Sanders grew up in the San Francisco Bay Area and started playing classical violin at the age of five. He was the concertmaster of his youth orchestra and won a concerto competition before receiving a scholarship to Berklee, where his musical horizons broadened. “I started as a composition major studying Beethoven’s string quartets and atonal composition as well as classical violin with Sandra Kott,” he says. “Berklee allowed me to diversify and I took jazz violin lessons with Matt Glaser.” Later, Sanders got into gritty fiddle music after a friend gave him a mix CD of new acoustic music featuring Béla Fleck (banjo), Sam Bush (mandolin), and Stuart Duncan (fiddle). Sanders began spending hours in Berklee’s Media Center exploring new acoustic music and ultimately decided to pursue bluegrass.

He sat in on weekly bluegrass jams at the Cantab Lounge in Cambridge and played gigs in a variety of styles after Berklee. “A friend I’d met at the Cantab named Tony Watt recommended that I audition for Steep Canyon Rangers, who were in Asheville, North Carolina,” Sanders recalls. “Tony said Asheville would be a good place for me to go if I was serious about playing bluegrass.”

By that time, in 2004, SCR had two recordings out and was in between fiddle players. Sanders sent MP3s of him playing three bluegrass tunes and one of his classical compositions. It caught the ear of SCR mandolinist Mike Guggino, and Sanders trekked to Asheville for an audition. “I packed up my Oldsmobile Cutlass—an old beater of a car—and drove down there and never left,” Sanders says. After a few months of subbing with the group, he was offered the fiddle chair.

SCR has to keep the music for their shows as well as Martin’s under their fingers. The gigs with Martin are at upscale venues such as the White House or Radio City Music Hall, and with orchestras in symphony halls across the nation. SCR’s own concerts take them to various auditoriums, colleges, and bluegrass festivals.
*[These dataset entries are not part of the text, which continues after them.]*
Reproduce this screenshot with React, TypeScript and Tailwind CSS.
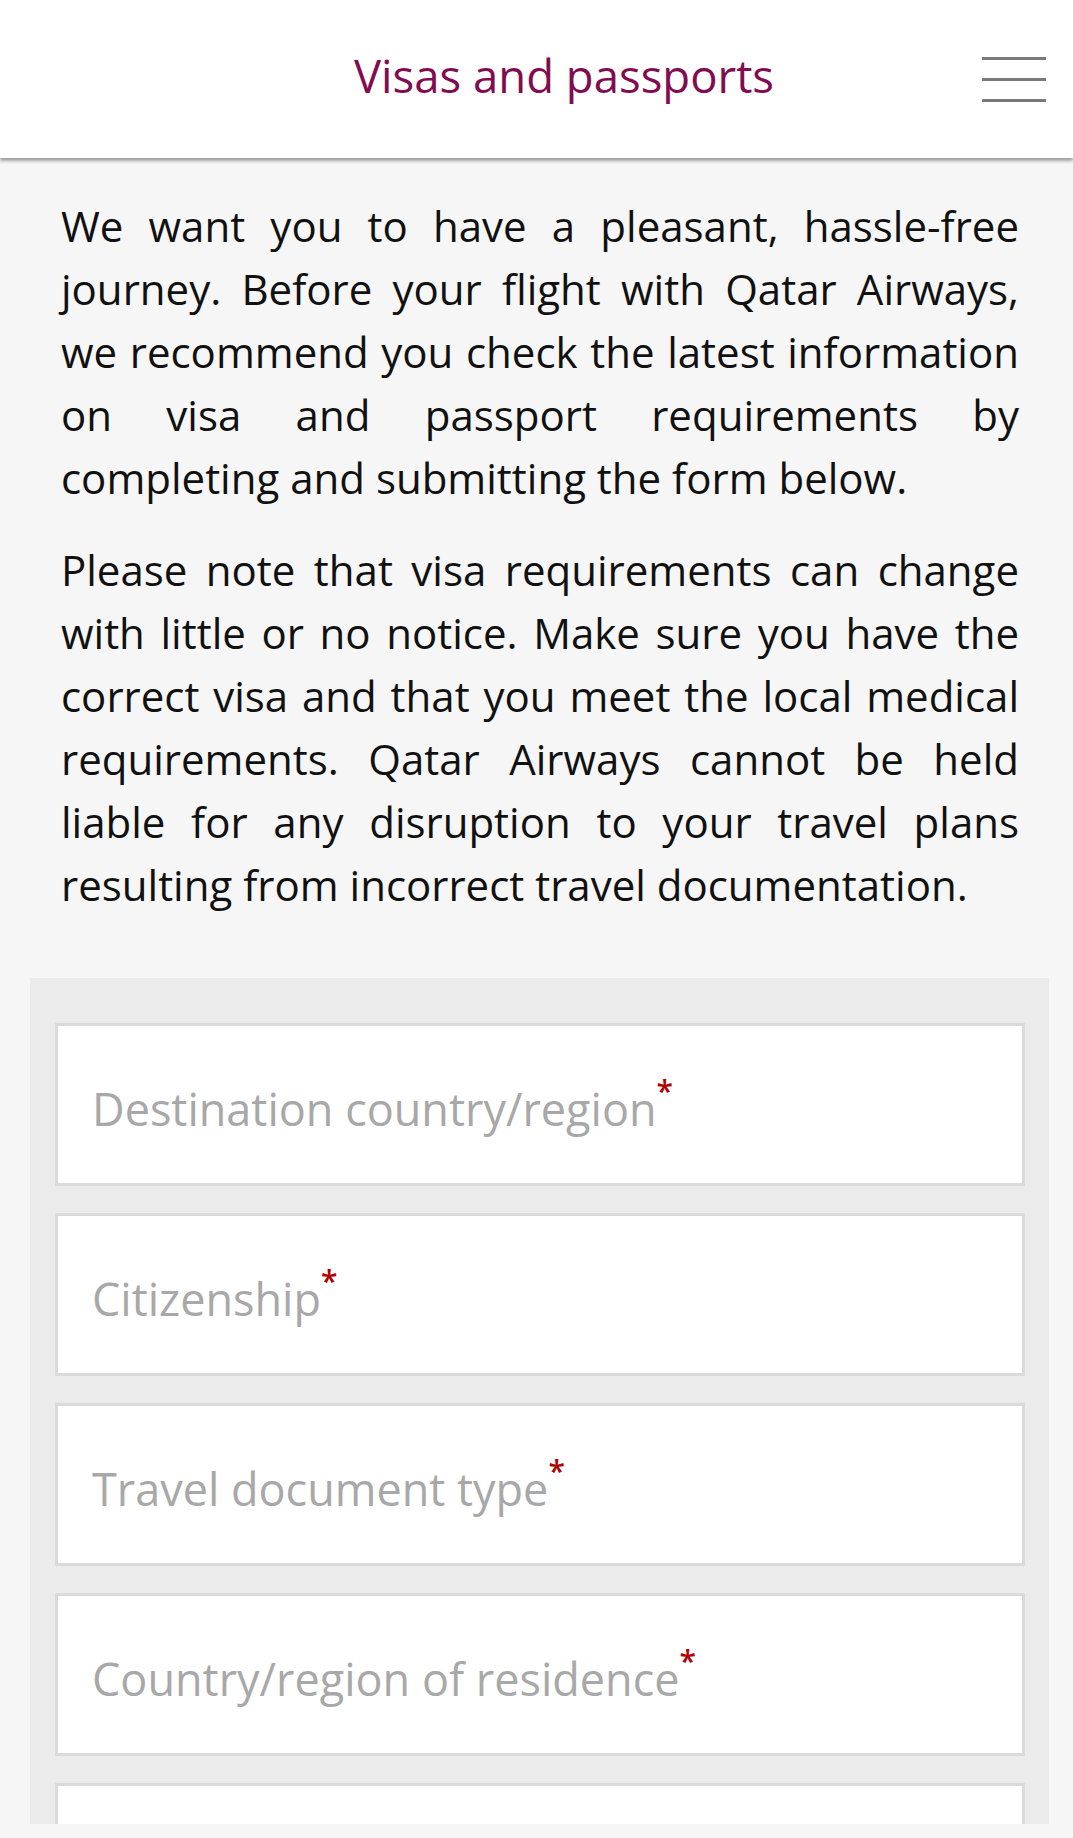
const fields = [
  "Destination country/region",
  "Citizenship",
  "Travel document type",
  "Country/region of residence",
  "",
];

export default function App() {
  return (
    <div className="w-[1073px] h-[1838px] bg-[#f6f6f6] flex flex-col overflow-hidden font-['Open_Sans',sans-serif]">
      {/* Header */}
      <header className="relative z-10 h-[158px] shrink-0 bg-white flex items-center shadow-[0_3px_3px_rgba(0,0,0,0.35)]">
        <h1 className="flex-1 pl-[146px] pb-[8px] text-center text-[45.5px] font-medium text-[#820c50]">
          Visas and passports
        </h1>
        <button className="mr-[27px] w-[64px] h-[45px] flex flex-col justify-between" aria-label="Menu">
          <span className="block h-[3px] w-full bg-[#7a7a7a]" />
          <span className="block h-[3px] w-full bg-[#7a7a7a]" />
          <span className="block h-[3px] w-full bg-[#7a7a7a]" />
        </button>
      </header>

      {/* Intro */}
      <div className="pl-[61px] pr-[54px] pt-[36px] text-[42px] leading-[63px] text-[#111] text-justify">
        <p>
          We want you to have a pleasant, hassle-free journey. Before your flight with Qatar Airways, we recommend
          you check the latest information on visa and passport requirements by completing and submitting the form
          below.
        </p>
        <p className="mt-[29px]">
          Please note that visa requirements can change with little or no notice. Make sure you have the correct
          visa and that you meet the local medical requirements. Qatar Airways cannot be held liable for any
          disruption to your travel plans resulting from incorrect travel documentation.
        </p>
      </div>

      {/* Form */}
      <section className="ml-[30px] mr-[24px] mt-[62px] flex-1 min-h-0 overflow-hidden bg-[#ebebeb] pl-[25px] pr-[24px] pt-[45px] flex flex-col gap-[27px]">
        {fields.map((label, i) => (
          <div
            key={i}
            className="h-[163px] shrink-0 bg-white border-[3px] border-[#dadada] flex items-center pl-[34px] pt-[8px]"
          >
            {label && (
              <span className="text-[45px] text-[#a8a8a8]">
                {label}
                <span className="text-[30px] leading-none text-[#b00000] font-semibold align-[24px]">*</span>
              </span>
            )}
          </div>
        ))}
      </section>
      <div className="h-[14px] shrink-0" />
    </div>
  );
}
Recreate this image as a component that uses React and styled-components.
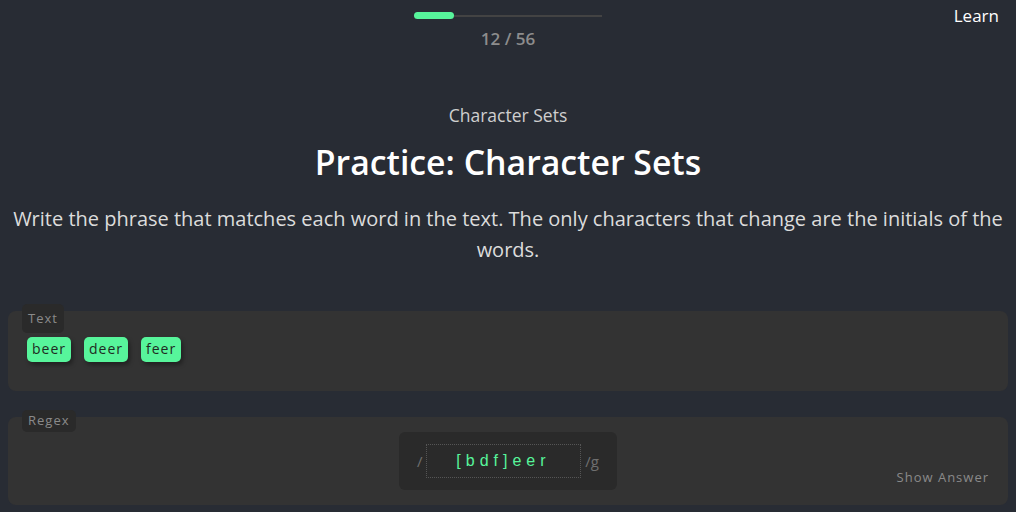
import React from "react";
import styled, { createGlobalStyle } from "styled-components";

const GlobalStyle = createGlobalStyle`
  * { box-sizing: border-box; }
  body {
    margin: 0;
    background: #282c34;
    font-family: "Open Sans", "Noto Sans", sans-serif;
    color: #fff;
  }
`;

const Page = styled.div`
  position: relative;
  min-height: 512px;
  padding: 0 8px;
`;

const Top = styled.header`
  display: flex;
  flex-direction: column;
  align-items: center;
  padding-top: 12px;
`;

const Track = styled.div`
  position: relative;
  width: 188px;
  height: 7px;
  display: flex;
  align-items: center;
  &::before {
    content: "";
    position: absolute;
    left: 0;
    right: 0;
    top: 3px;
    height: 2px;
    background: #434343;
  }
`;

const Fill = styled.div`
  position: relative;
  height: 7px;
  border-radius: 4px;
  background: #57f59b;
`;

const Count = styled.div`
  margin-top: 8px;
  font-size: 17px;
  font-weight: 600;
  color: #8d8d8d;
`;

const LearnLink = styled.a`
  position: absolute;
  top: 4px;
  right: 17px;
  font-size: 17px;
  color: #fff;
  text-decoration: none;
`;

const Intro = styled.section`
  text-align: center;
  margin-top: 53px;
`;

const Sub = styled.div`
  font-size: 17.5px;
  color: #cfcfcf;
`;

const Title = styled.h1`
  margin: 14px 0 0;
  font-size: 33.8px;
  font-weight: 600;
  line-height: 1.3;
`;

const Desc = styled.p`
  margin: 18px 0 0;
  font-size: 20px;
  line-height: 31px;
  color: #dcdcdc;
`;

const Panel = styled.section`
  position: relative;
  margin-top: ${(p) => p.$top}px;
  min-height: ${(p) => p.$h}px;
  background: #333333;
  border-radius: 8px;
  padding: ${(p) => p.$pad};
`;

const Tag = styled.span`
  position: absolute;
  top: -7px;
  left: 14px;
  padding: ${(p) => p.$pt}px 6px ${(p) => p.$pb}px;
  background: #2a2a2a;
  border-radius: 5px;
  font-size: 13px;
  line-height: 16px;
  letter-spacing: 1px;
  color: #8a8a8a;
`;

const Words = styled.div`
  display: flex;
  gap: 13px;
`;

const Chip = styled.span`
  padding: 3px 5px 4px;
  line-height: 18px;
  background: #57f59b;
  border-radius: 5px;
  color: #1f2a22;
  font-size: 14px;
  letter-spacing: 1px;
  box-shadow: 2px 3px 4px rgba(0, 0, 0, 0.35);
`;

const RegexBox = styled.div`
  display: flex;
  align-items: center;
  margin: 0 auto;
  width: 218px;
  height: 58px;
  padding: 0 18px 0 18px;
  background: #2a2a2a;
  border-radius: 6px;
  color: #6f6f6f;
  font-size: 15px;
`;

const Input = styled.div`
  flex: 1;
  height: 34px;
  margin: 0 4px 0 3px;
  border: 1px dotted #555;
  display: flex;
  align-items: center;
  justify-content: center;
  color: #57f59b;
  font-size: 16px;
  letter-spacing: 5px;
  font-family: "Liberation Sans", Arial, sans-serif;
`;

const ShowAnswer = styled.button`
  position: absolute;
  right: 19px;
  bottom: 19px;
  background: none;
  border: none;
  padding: 0;
  font-family: inherit;
  font-size: 13px;
  letter-spacing: 1px;
  color: #8a8a8a;
  cursor: pointer;
`;

const App = () => (
  <Page>
    <GlobalStyle />
    <Top>
      <Track>
        <Fill style={{ width: `${(12 / 56) * 100}%` }} />
      </Track>
      <Count>12 / 56</Count>
    </Top>
    <LearnLink href="#">Learn</LearnLink>
    <Intro>
      <Sub>Character Sets</Sub>
      <Title>Practice: Character Sets</Title>
      <Desc>
        Write the phrase that matches each word in the text. The only characters
        that change are the initials of the words.
      </Desc>
    </Intro>
    <Panel $top={46} $h={80} $pad="26px 19px">
      <Tag $pt={6} $pb={7}>Text</Tag>
      <Words>
        <Chip>beer</Chip>
        <Chip>deer</Chip>
        <Chip>feer</Chip>
      </Words>
    </Panel>
    <Panel $top={26} $h={87} $pad="15px 19px">
      <Tag $pt={2} $pb={4}>Regex</Tag>
      <RegexBox>
        <span>/</span>
        <Input>[bdf]eer</Input>
        <span>/g</span>
      </RegexBox>
      <ShowAnswer>Show Answer</ShowAnswer>
    </Panel>
  </Page>
);

export default App;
Their shows and records feature their multifaceted original tunes in a progressive bluegrass style. The Nobody Knows You CD—a Grammy winner in February for Best Bluegrass Album—accurately represents the band’s current musical leanings. “For a time, we felt we had to play a certain way to be accepted in the bluegrass community,” Sanders says. “Now we just play good music without trying to fit a mold. The music takes us out of the box and into the ether. We’re riding a big wave these days and that’s extremely exciting. Nobody knows where it’s taking us.”